Source records:
--- START ---

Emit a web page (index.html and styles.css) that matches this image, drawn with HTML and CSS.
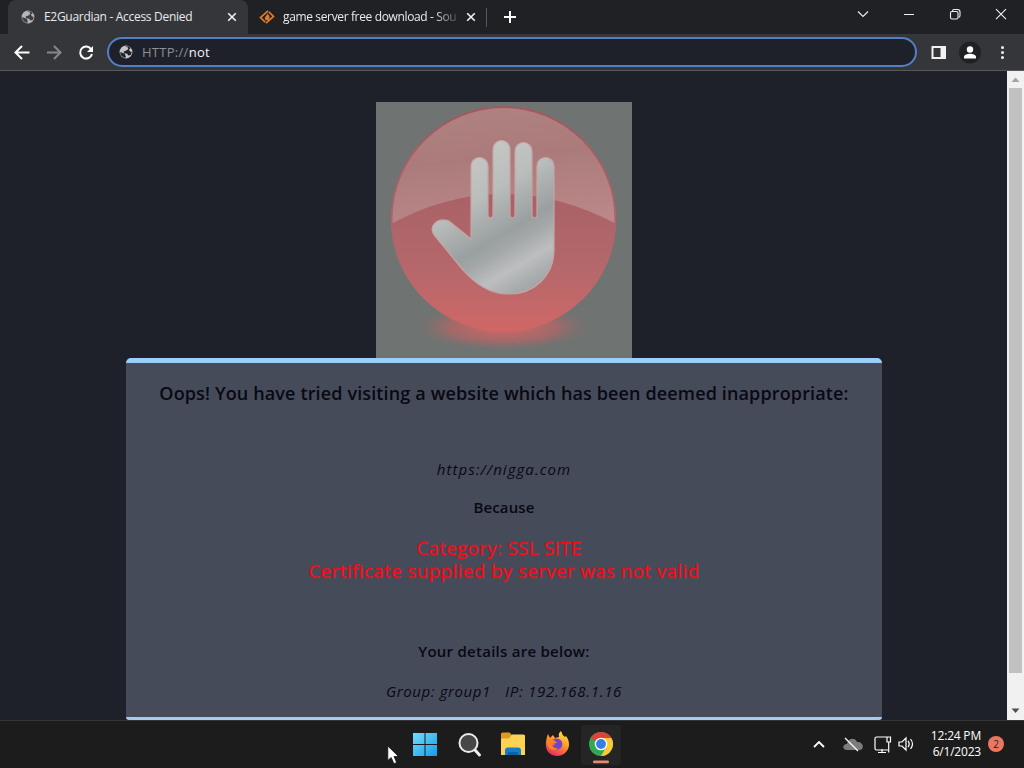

--- END ---
--- START ---

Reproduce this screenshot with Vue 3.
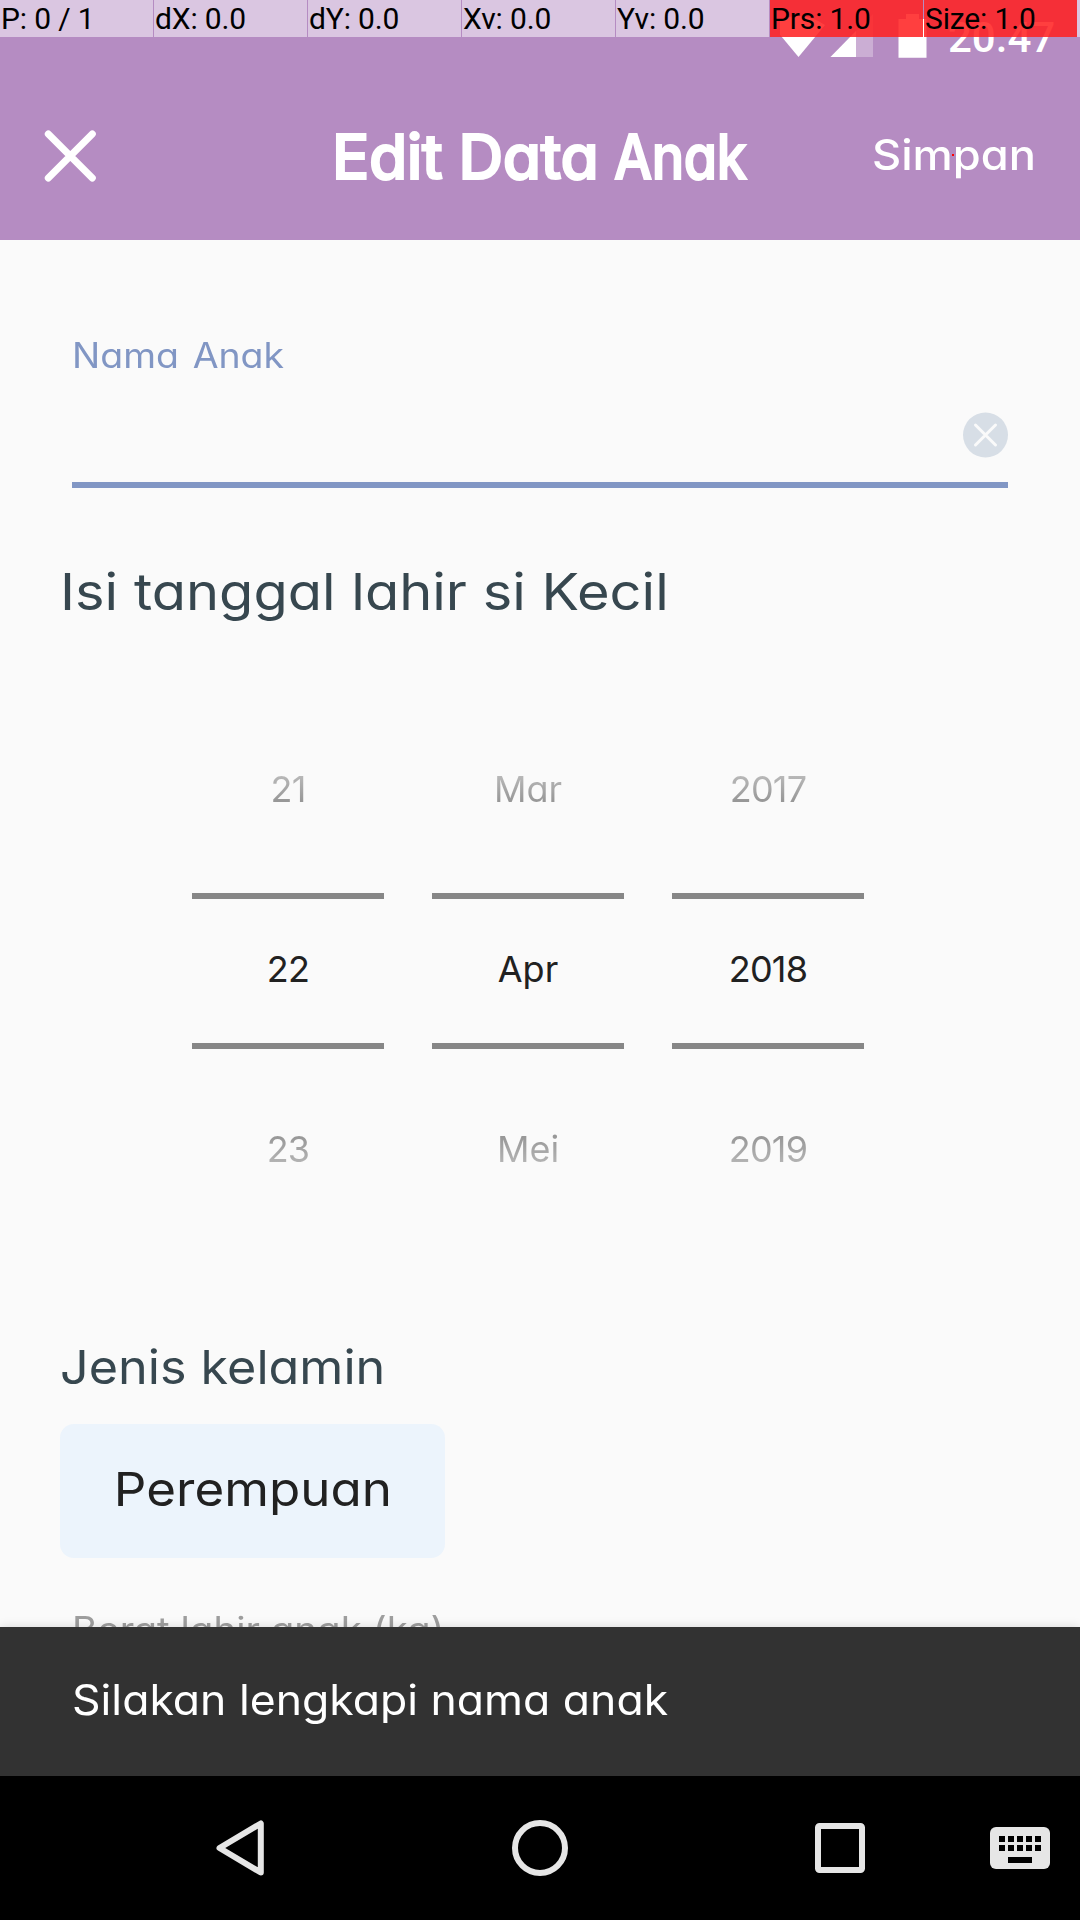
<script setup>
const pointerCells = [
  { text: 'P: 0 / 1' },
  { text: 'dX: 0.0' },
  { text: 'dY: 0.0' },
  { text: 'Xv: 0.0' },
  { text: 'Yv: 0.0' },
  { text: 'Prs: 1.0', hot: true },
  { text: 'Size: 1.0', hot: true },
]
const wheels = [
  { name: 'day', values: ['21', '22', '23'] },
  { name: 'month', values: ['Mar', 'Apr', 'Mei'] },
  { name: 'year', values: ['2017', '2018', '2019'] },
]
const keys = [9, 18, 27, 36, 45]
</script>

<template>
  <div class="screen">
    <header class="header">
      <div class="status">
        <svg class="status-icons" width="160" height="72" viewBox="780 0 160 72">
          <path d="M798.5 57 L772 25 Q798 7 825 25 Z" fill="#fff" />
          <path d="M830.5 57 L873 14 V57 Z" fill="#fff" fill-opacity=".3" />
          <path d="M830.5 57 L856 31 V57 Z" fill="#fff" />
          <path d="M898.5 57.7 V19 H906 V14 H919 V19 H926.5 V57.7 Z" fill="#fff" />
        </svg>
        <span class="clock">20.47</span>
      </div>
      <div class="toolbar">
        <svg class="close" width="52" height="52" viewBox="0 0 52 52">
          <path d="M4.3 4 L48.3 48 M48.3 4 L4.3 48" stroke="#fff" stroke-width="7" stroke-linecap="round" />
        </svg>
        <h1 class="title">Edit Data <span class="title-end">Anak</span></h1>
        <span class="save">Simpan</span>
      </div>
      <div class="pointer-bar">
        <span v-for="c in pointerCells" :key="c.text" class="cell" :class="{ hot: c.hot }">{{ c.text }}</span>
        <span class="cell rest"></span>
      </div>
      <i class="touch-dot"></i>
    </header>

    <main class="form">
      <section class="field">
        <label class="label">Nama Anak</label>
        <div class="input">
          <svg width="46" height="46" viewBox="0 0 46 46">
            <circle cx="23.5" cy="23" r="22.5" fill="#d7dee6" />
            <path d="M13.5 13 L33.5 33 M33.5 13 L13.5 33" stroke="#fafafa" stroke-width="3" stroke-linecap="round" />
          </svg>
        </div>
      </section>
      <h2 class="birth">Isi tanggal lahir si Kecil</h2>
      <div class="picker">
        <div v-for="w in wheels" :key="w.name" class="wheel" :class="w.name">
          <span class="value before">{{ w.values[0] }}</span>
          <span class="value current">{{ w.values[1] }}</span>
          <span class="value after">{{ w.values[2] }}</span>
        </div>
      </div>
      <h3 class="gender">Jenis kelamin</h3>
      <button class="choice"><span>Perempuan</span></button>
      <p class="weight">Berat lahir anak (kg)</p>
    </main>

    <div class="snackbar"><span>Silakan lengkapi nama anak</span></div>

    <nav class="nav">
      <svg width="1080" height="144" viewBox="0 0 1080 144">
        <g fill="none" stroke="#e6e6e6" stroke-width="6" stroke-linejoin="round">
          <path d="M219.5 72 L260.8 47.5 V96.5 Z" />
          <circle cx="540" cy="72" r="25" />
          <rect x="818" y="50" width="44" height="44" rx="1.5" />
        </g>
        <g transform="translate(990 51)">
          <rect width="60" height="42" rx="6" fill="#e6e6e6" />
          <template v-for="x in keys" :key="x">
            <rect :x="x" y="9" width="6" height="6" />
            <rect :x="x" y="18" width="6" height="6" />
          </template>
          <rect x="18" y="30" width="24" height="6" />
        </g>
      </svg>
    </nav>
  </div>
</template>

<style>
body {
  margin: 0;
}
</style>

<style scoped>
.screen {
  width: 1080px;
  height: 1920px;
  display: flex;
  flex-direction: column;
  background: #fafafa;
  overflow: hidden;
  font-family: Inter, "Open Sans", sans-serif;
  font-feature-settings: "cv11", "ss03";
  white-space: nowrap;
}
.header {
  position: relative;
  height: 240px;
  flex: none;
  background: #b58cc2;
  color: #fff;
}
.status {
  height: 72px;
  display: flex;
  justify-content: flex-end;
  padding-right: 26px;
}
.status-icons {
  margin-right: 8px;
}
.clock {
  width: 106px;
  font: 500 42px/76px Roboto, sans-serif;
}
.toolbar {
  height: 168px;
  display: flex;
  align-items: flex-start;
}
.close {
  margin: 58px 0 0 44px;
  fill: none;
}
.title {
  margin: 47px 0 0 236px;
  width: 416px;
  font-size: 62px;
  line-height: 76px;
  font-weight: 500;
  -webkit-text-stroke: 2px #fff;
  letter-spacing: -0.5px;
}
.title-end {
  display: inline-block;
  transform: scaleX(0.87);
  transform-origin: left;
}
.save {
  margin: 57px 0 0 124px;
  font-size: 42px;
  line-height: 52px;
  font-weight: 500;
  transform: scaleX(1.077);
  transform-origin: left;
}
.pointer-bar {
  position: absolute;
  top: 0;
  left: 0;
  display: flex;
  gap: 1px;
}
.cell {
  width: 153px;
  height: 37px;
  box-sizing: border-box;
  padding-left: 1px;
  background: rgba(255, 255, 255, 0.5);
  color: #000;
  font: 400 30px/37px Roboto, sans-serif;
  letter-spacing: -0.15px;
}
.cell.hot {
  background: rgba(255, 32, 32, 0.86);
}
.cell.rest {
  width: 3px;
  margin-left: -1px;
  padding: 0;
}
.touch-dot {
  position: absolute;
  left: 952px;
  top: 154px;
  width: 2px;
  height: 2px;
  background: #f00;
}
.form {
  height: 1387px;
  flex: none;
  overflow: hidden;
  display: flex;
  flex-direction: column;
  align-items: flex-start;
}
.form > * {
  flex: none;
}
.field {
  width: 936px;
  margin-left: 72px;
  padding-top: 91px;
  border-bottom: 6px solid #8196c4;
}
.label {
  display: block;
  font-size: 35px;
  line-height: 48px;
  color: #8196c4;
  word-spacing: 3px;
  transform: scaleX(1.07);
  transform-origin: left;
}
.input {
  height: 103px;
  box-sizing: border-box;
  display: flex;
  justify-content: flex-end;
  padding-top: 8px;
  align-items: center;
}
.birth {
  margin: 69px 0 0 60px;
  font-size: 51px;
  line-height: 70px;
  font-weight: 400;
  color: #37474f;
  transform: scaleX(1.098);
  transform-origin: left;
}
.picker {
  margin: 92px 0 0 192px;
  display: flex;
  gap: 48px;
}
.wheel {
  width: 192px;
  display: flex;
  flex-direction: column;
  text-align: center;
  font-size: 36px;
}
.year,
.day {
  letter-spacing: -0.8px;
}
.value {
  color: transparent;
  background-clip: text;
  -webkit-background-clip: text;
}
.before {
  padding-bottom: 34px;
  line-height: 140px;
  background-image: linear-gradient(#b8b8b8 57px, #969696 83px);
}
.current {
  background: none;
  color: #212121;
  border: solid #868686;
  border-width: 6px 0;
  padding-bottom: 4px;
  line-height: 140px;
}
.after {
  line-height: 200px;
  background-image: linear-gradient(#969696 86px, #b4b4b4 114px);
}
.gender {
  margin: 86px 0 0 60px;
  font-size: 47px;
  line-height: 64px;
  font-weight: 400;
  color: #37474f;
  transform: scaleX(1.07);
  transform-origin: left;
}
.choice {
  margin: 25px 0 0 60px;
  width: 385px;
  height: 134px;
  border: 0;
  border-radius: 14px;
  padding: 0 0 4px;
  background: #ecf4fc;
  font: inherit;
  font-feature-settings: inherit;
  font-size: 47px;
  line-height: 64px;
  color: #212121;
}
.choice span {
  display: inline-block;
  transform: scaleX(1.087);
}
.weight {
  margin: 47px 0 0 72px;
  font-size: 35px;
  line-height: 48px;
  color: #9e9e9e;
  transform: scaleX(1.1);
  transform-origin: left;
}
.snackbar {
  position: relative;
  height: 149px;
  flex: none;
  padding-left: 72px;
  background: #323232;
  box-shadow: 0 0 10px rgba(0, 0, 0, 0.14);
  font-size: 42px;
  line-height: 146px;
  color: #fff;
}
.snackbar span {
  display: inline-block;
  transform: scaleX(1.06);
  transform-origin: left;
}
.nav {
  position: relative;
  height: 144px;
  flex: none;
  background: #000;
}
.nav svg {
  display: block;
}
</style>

--- END ---

Aim: Of the lines in the data above, how many contain the word "image"? Give only that figure.

Exercise answer: 3